Chapter V - Property and Funds

§ 33

Assets of the Association may include movable property, immovable property and funds.


§ 34

1. The sources of the Association's assets may be:
a) Registration fees and membership fees;
b) Donations, bequests and inheritances;
c) Income from Association's statutory activity (the revenue from its own activity, income from assets of the Association),
d) Grants.
2. Amounts of registration fees and membership fees;
3. The Association manages its finances and accounting in accordance with applicable regulations.


§ 35

1. For the validity of oral statements of intent, letters and documents concerning property rights and obligations of the Association, signatures of two Board members - President's and Vice-President's or signatures from two Vice-Presidents - shall be required.
2. For the validity of other oral statements, letters and documents, a signature from the President or a Vice President shall be required.
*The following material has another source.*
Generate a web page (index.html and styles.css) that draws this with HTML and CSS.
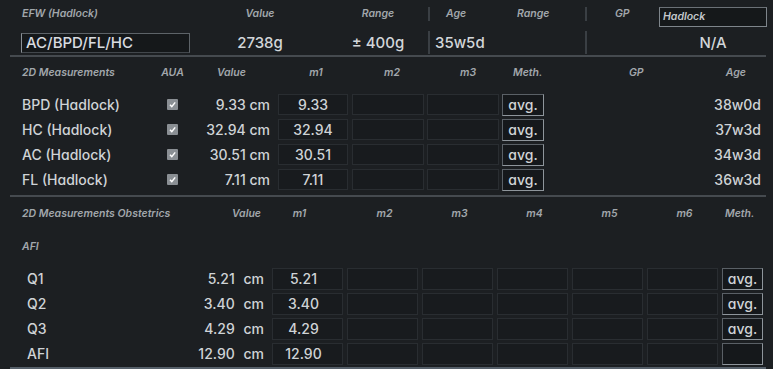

Chapter VI - Amendments to the Statutes and dissolution of the Association

§ 36

1 Adoption of and amendments to the Statutes as well as adoption of a resolution to dissolve the Association by the General Assembly shall require a supermajority of  votes (two thirds of votes), in the presence of at least half the members entitled to vote.
2. While passing a resolution on dissolution of the Association, the General Meeting of Members shall determine a manner of liquidating and allocating the Association's assets.
3. In the matters related to dissolution and liquidation of the Association which are not regulated by the Statutes, applicable provisions of the Chapter 5 of the 'Law on Associations' Act of the 7th of April 1989 (Journal of Laws of 1989   No 20, item 104, as amended).

Chapter VII - Final Provisions

§ 37

The Statutes shall come into force upon its adoption, with effect from the date of registration.


§ 38

The Statutes were passed at the founding meeting held on the 14th of November 2008.